In brief: Stewkey Blues; Birds and Us; Lives of Houses – reviews

DJ Taylor
Salt Publishing, £9.99, pp176

Famed though it is for its flatness, Norfolk is a county of manifold aspects, many of which are captured in these sharp, subtle new stories by native son DJ Taylor. They all emerged from 2020’s lockdown, and together delineate the region’s geographical and social range, occasionally squinting back in time and tuning in to mythical echoes. The title story is named after the blue-hued cockles distinctive to Stiffkey (typically for Norfolk, it’s pronounced “Stewkey”), and depicts with exquisite precision the romantic undoing of a man who moves to the coast from Clapham with his capricious girlfriend. Expect lightly devastating epiphanies throughout, along with droll wit and pungent local flavour.

Tim Birkhead
Viking, £25, pp464

In a shallow neolithic cave in Andalusia, a flock of 200 birds adorns a wall. Rendered in red ochre and dating back 8,000 years, they include flamingos and herons, raptors and avocets. For avid ornithologist Tim Birkhead, this frieze marks the genesis of our species’ relationship with birds, one that has over the millennia encompassed awe, envy and exploitation. As he charts our mutual history, he considers the Egyptians’ bird-filled catacombs, the evolution of falconry, and the Victorian craze for stuffed specimens. A response that’s altogether newer is empathy, the implications of which Birkhead probes with typical fastidiousness. His book arrives enticingly illustrated, but it’s his obsessive passion that is most transfixing.

Edited by Kate Kennedy and Hermione Lee
Princeton University Press, £14.99, pp304 (paperback)
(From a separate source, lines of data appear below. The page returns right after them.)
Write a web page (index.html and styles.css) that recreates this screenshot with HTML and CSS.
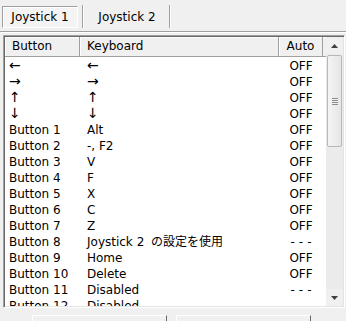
FILE: index.html
```html
<!DOCTYPE html>
<html lang="ja">
<head>
  <meta charset="UTF-8" />
  <meta name="viewport" content="width=device-width, initial-scale=1" />
  <title>Joystick</title>
  <link rel="stylesheet" href="styles.css">
</head>
<body>
  <div class="tabs">
    <div class="tab active">Joystick 1</div>
    <span class="sep"></span>
    <div class="tab">Joystick 2</div>
    <span class="sep"></span>
  </div>
  <div class="rule"></div>

  <div class="list">
    <div class="list-body">
      <div class="row head">
        <div class="hcell">Button</div>
        <div class="hcell">Keyboard</div>
        <div class="hcell center">Auto</div>
      </div>
      <div class="rows">
        <div class="row"><div class="c1 arr">←</div><div class="c2 arr">←</div><div class="c3">OFF</div></div>
        <div class="row"><div class="c1 arr">→</div><div class="c2 arr">→</div><div class="c3">OFF</div></div>
        <div class="row"><div class="c1 arr">↑</div><div class="c2 arr">↑</div><div class="c3">OFF</div></div>
        <div class="row"><div class="c1 arr">↓</div><div class="c2 arr">↓</div><div class="c3">OFF</div></div>
        <div class="row"><div class="c1">Button 1</div><div class="c2">Alt</div><div class="c3">OFF</div></div>
        <div class="row"><div class="c1">Button 2</div><div class="c2">-, F2</div><div class="c3">OFF</div></div>
        <div class="row"><div class="c1">Button 3</div><div class="c2">V</div><div class="c3">OFF</div></div>
        <div class="row"><div class="c1">Button 4</div><div class="c2">F</div><div class="c3">OFF</div></div>
        <div class="row"><div class="c1">Button 5</div><div class="c2">X</div><div class="c3">OFF</div></div>
        <div class="row"><div class="c1">Button 6</div><div class="c2">C</div><div class="c3">OFF</div></div>
        <div class="row"><div class="c1">Button 7</div><div class="c2">Z</div><div class="c3">OFF</div></div>
        <div class="row"><div class="c1">Button 8</div><div class="c2">Joystick 2 <span class="jp">の設定を使用</span></div><div class="c3 dash">---</div></div>
        <div class="row"><div class="c1">Button 9</div><div class="c2">Home</div><div class="c3">OFF</div></div>
        <div class="row"><div class="c1">Button 10</div><div class="c2">Delete</div><div class="c3">OFF</div></div>
        <div class="row"><div class="c1">Button 11</div><div class="c2">Disabled</div><div class="c3 dash">---</div></div>
        <div class="row"><div class="c1">Button 12</div><div class="c2">Disabled</div><div class="c3 dash">---</div></div>
      </div>
    </div>
    <div class="scrollbar">
      <div class="arrow">
        <svg width="7" height="4" viewBox="0 0 7 4"><polygon points="0,4 7,4 3.5,0" fill="#404040"/></svg>
      </div>
      <div class="thumb"><span class="grip"></span></div>
      <div class="track"></div>
      <div class="arrow">
        <svg width="7" height="4" viewBox="0 0 7 4"><polygon points="0,0 7,0 3.5,4" fill="#404040"/></svg>
      </div>
    </div>
  </div>

  <div class="buttons">
    <div class="btn"></div>
    <div class="btn"></div>
  </div>
</body>
</html>
```

FILE: styles.css
```css
body {
  margin: 0;
  width: 346px;
  height: 321px;
  overflow: hidden;
  background: #f0f0f0;
  color: #000;
  font-family: "DejaVu Sans", "Noto Sans CJK JP", sans-serif;
  font-size: 12px;
}
.tabs {
  display: flex;
  align-items: stretch;
  height: 23px;
  padding: 5px 0 0 2px;
}
.tab {
  width: 76px;
  display: flex;
  align-items: center;
  justify-content: center;
  box-sizing: border-box;
  margin-top: 1px;
}
.tab.active {
  background: #f4f4f4;
  border: 1px solid #a0a0a0;
  border-right-color: #fff;
  border-bottom-color: #fff;
  box-shadow: inset 1px 1px 0 #fff;
}
.sep {
  width: 1px;
  margin: 0 5px 0 4px;
  background: #a0a0a0;
  border-right: 1px solid #fff;
}
.rule {
  margin-top: 3px;
  height: 1px;
  background: #a0a0a0;
  border-bottom: 1px solid #fff;
}
.list {
  display: flex;
  margin: 2px 0 0 3px;
  width: 342px;
  height: 273px;
  box-sizing: border-box;
  border: 1px solid;
  border-color: #a0a0a0 #fff #fff #a0a0a0;
  box-shadow: inset 1px 1px 0 #696969, inset -1px -1px 0 #e3e3e3;
  padding: 1px;
  background: #fff;
}
.list-body {
  width: 321px;
  overflow: hidden;
}
.row {
  display: grid;
  grid-template-columns: 75px 199px 44px;
  height: 16px;
  line-height: 16px;
  white-space: nowrap;
}
.row.head {
  height: 19px;
  line-height: 18px;
  background: #f0f0f0;
  border-bottom: 1px solid #a0a0a0;
  grid-template-columns: 75px 199px 44px 3px;
}
.row.head::after {
  content: "";
  box-shadow: inset 0 1px 0 #fff;
}
.hcell {
  padding-left: 7px;
  border-right: 1px solid #a0a0a0;
  box-shadow: inset 1px 1px 0 #fff;
}
.hcell.center {
  padding-left: 0;
  text-align: center;
}
.rows {
  padding-top: 1px;
}
.c1 {
  padding-left: 4px;
}
.c2 {
  padding-left: 7px;
}
.c3 {
  text-align: center;
}
.arr {
  font-size: 14px;
  line-height: 15px;
  height: 16px;
  overflow: hidden;
}
.jp {
  margin-left: 3px;
}
.dash {
  letter-spacing: 4px;
  text-indent: 4px;
}
.scrollbar {
  width: 17px;
  display: flex;
  flex-direction: column;
  background: #ebebeb;
}
.arrow {
  height: 17px;
  display: flex;
  align-items: center;
  justify-content: center;
  background: #f0f0f0;
}
.thumb {
  height: 92px;
  margin: 1px 1px 0 1px;
  box-sizing: border-box;
  border: 1px solid #b8b8b8;
  border-radius: 2px;
  background: linear-gradient(to right, #f4f4f4, #e6e6e6);
  display: flex;
  align-items: center;
  justify-content: center;
}
.grip {
  width: 6px;
  height: 5px;
  border-top: 1px solid #8c8c8c;
  border-bottom: 1px solid #8c8c8c;
  background: linear-gradient(#f0f0f0 0 1px, #8c8c8c 1px 2px, #f0f0f0 2px 3px, #8c8c8c 3px 4px, #f0f0f0 4px);
}
.track {
  flex: 1;
}
.buttons {
  display: flex;
  gap: 9px;
  margin: 7px 0 0 32px;
}
.btn {
  width: 135px;
  height: 20px;
  box-sizing: border-box;
  border: 1px solid;
  border-color: #fff #696969 #696969 #fff;
}
```
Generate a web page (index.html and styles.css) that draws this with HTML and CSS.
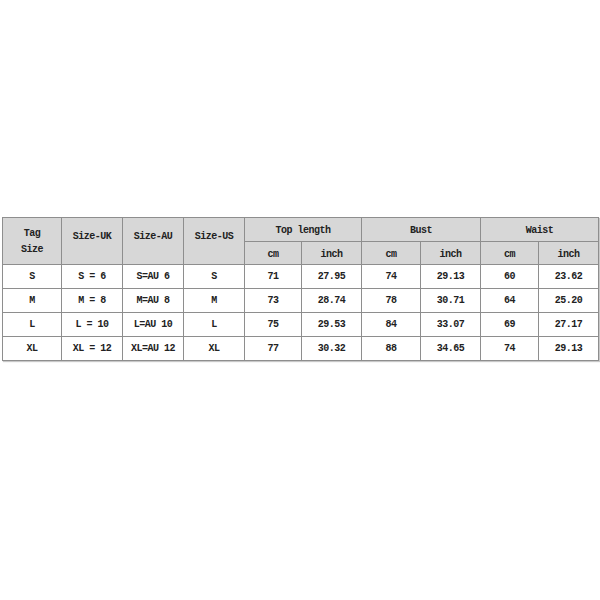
FILE: index.html
```html
<!DOCTYPE html>
<html>
<head>
<meta charset="utf-8">
<link rel="stylesheet" href="styles.css">
</head>
<body>
<div class="page">
<table class="size-table">
  <colgroup>
    <col class="c1"><col class="c2"><col class="c3"><col class="c4">
    <col class="c5"><col class="c6"><col class="c7"><col class="c8">
    <col class="c9"><col class="c10">
  </colgroup>
  <thead>
    <tr class="h1">
      <th rowspan="2" class="tall">Tag<br>Size</th>
      <th rowspan="2" class="tall single">Size-UK</th>
      <th rowspan="2" class="tall single">Size-AU</th>
      <th rowspan="2" class="tall single">Size-US</th>
      <th colspan="2">Top length</th>
      <th colspan="2">Bust</th>
      <th colspan="2">Waist</th>
    </tr>
    <tr class="h2">
      <th>cm</th><th>inch</th>
      <th>cm</th><th>inch</th>
      <th>cm</th><th>inch</th>
    </tr>
  </thead>
  <tbody>
    <tr><td>S</td><td>S = 6</td><td>S=AU 6</td><td>S</td><td>71</td><td>27.95</td><td>74</td><td>29.13</td><td>60</td><td>23.62</td></tr>
    <tr><td>M</td><td>M = 8</td><td>M=AU 8</td><td>M</td><td>73</td><td>28.74</td><td>78</td><td>30.71</td><td>64</td><td>25.20</td></tr>
    <tr><td>L</td><td>L = 10</td><td>L=AU 10</td><td>L</td><td>75</td><td>29.53</td><td>84</td><td>33.07</td><td>69</td><td>27.17</td></tr>
    <tr><td>XL</td><td>XL = 12</td><td>XL=AU 12</td><td>XL</td><td>77</td><td>30.32</td><td>88</td><td>34.65</td><td>74</td><td>29.13</td></tr>
  </tbody>
</table>
</div>
</body>
</html>
```

FILE: styles.css
```css
html, body {
  margin: 0;
  padding: 0;
  background: #ffffff;
}
.page {
  width: 600px;
  height: 600px;
  padding-top: 217px;
  padding-left: 2px;
  box-sizing: border-box;
}
.size-table {
  border-collapse: collapse;
  table-layout: fixed;
  width: 597px;
  font-family: "Liberation Mono", "DejaVu Sans Mono", monospace;
  font-size: 10px;
  font-weight: bold;
  letter-spacing: -0.5px;
  color: #222222;
  box-shadow: 1px 1px 1px #c8c8c8;
}
.c1 { width: 59px; }
.c2 { width: 61px; }
.c3 { width: 61px; }
.c4 { width: 61px; }
.c5 { width: 57px; }
.c6 { width: 60px; }
.c7 { width: 59px; }
.c8 { width: 60px; }
.c9 { width: 58px; }
.c10 { width: 60px; }
.size-table th,
.size-table td {
  border: 1px solid #8e8e8e;
  text-align: center;
  vertical-align: middle;
  padding: 0;
  line-height: 16px;
}
.size-table th {
  background: #d7d7d7;
  font-weight: bold;
}
.h1 th { height: 20px; padding-top: 3px; }
.h2 th { height: 19px; padding-top: 3px; }
.h1 th.tall { height: 20px; padding-top: 1px; padding-bottom: 0; }
.h1 th.single { padding-top: 0; padding-bottom: 9px; }
.size-table td { height: 22px; padding-top: 1px; }
```
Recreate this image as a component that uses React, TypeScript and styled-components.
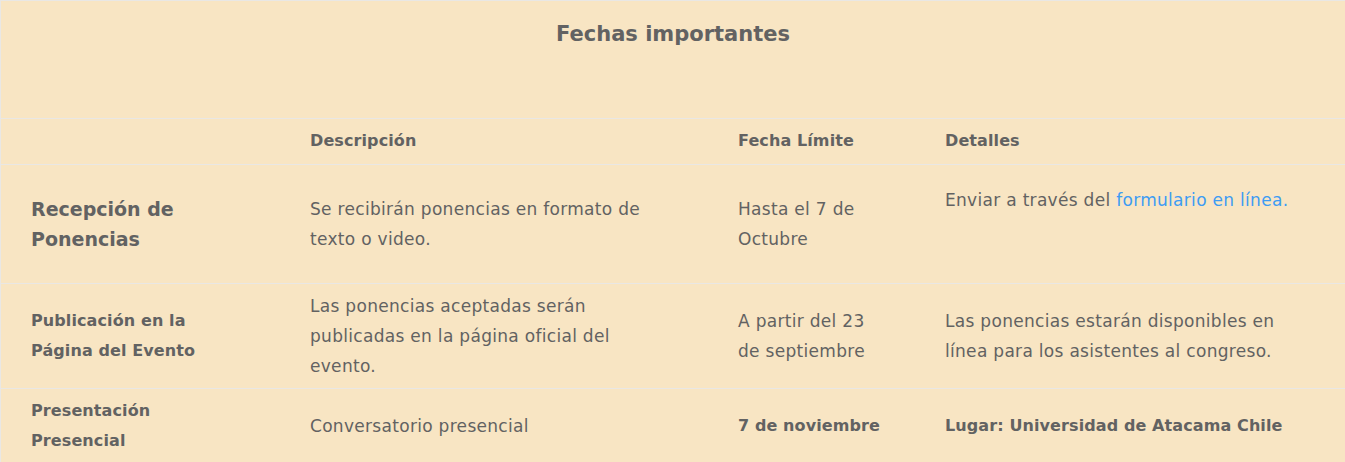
import React from "react";
import styled, { createGlobalStyle, css } from "styled-components";

const Global = createGlobalStyle`
  html, body { margin: 0; padding: 0; background: #ffffff; }
  body { font-family: "DejaVu Sans", "Liberation Sans", sans-serif; }
`;

const Page = styled.section`
  width: 1345px;
  box-sizing: border-box;
  background: #f8e5c3;
  border-top: 1px solid #e9e7e4;
  border-left: 1px solid #e9e7e4;
  color: #626262;
  overflow: hidden;
  height: 462px;
`;

const Title = styled.h2`
  margin: 0;
  height: 117px;
  box-sizing: border-box;
  padding-top: 18px;
  text-align: center;
  font-size: 21px;
  line-height: 30px;
  font-weight: 700;
  color: #626262;
`;

const Table = styled.table`
  width: 100%;
  border-collapse: separate;
  border-spacing: 0;
  table-layout: fixed;
  font-size: 17px;
  letter-spacing: 0.3px;
  line-height: 30px;
`;

const Row = styled.tr``;

const TallRow = styled.tr`
  && > td,
  && > th {
    padding-top: 29px;
    padding-bottom: 29px;
  }
`;

const cellBase = css`
  border-top: 1px solid #e9e7e4;
  vertical-align: middle;
  text-align: left;
`;

const boldText = css`
  font-weight: 700;
  font-size: 16px;
  letter-spacing: 0.1px;
`;

const HeadCell = styled.th`
  ${cellBase};
  ${boldText};
  padding: 7px 30px 8px;
`;

const Cell = styled.td<{ $bold?: boolean }>`
  ${cellBase};
  padding: 7px 30px;
  font-weight: 400;
  ${(p) => p.$bold && boldText};
`;

const LiftedCell = styled(Cell)`
  &&& {
    padding-top: 5px;
    padding-bottom: 53px;
  }
`;

const RowHead = styled.th<{ $big?: boolean }>`
  ${cellBase};
  ${boldText};
  padding: 7px 60px 7px 30px;
  ${(p) => p.$big && css`font-size: 19px; letter-spacing: 0;`}
`;

const Link = styled.a`
  color: #3e9cf3;
  text-decoration: none;
`;

export default function App() {
  return (
    <>
      <Global />
      <Page>
        <Title>Fechas importantes</Title>
        <Table>
          <colgroup>
            <col style={{ width: 279 }} />
            <col style={{ width: 428 }} />
            <col style={{ width: 207 }} />
            <col />
          </colgroup>
          <thead>
            <Row>
              <HeadCell />
              <HeadCell>Descripción</HeadCell>
              <HeadCell>Fecha Límite</HeadCell>
              <HeadCell>Detalles</HeadCell>
            </Row>
          </thead>
          <tbody>
            <TallRow>
              <RowHead $big>Recepción de Ponencias</RowHead>
              <Cell>Se recibirán ponencias en formato de texto o video.</Cell>
              <Cell>Hasta el 7 de Octubre</Cell>
              <LiftedCell>
                Enviar a través del <Link href="#">formulario en línea.</Link>
              </LiftedCell>
            </TallRow>
            <Row>
              <RowHead>Publicación en la Página del Evento</RowHead>
              <Cell>Las ponencias aceptadas serán publicadas en la página oficial del evento.</Cell>
              <Cell>A partir del 23 de septiembre</Cell>
              <Cell>Las ponencias estarán disponibles en línea para los asistentes al congreso.</Cell>
            </Row>
            <Row>
              <RowHead>Presentación Presencial</RowHead>
              <Cell>Conversatorio presencial</Cell>
              <Cell $bold>7 de noviembre</Cell>
              <Cell $bold>Lugar: Universidad de Atacama Chile</Cell>
            </Row>
          </tbody>
        </Table>
      </Page>
    </>
  );
}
“A house can embody a person’s childhood, the story of a marriage, an inherited way of life, or a national history,” writes Hermione Lee in her introduction to this immensely satisfying collection. Among its contributors are historians, poets and curators, and the questions their essay raise resist any cosiness implicit in the book’s theme. Julian Barnes travels to Finland where Sibelius’s lakeside Ainola is much changed, though it remains a place of “conjured sounds and final silence”. Jenny Uglow finds that the villa Edward Lear designed in Sanremo shares something of the Quangle Wangle’s Hat. And in The Fear of Houses, Alexander Masters muses on homelessness and its causes.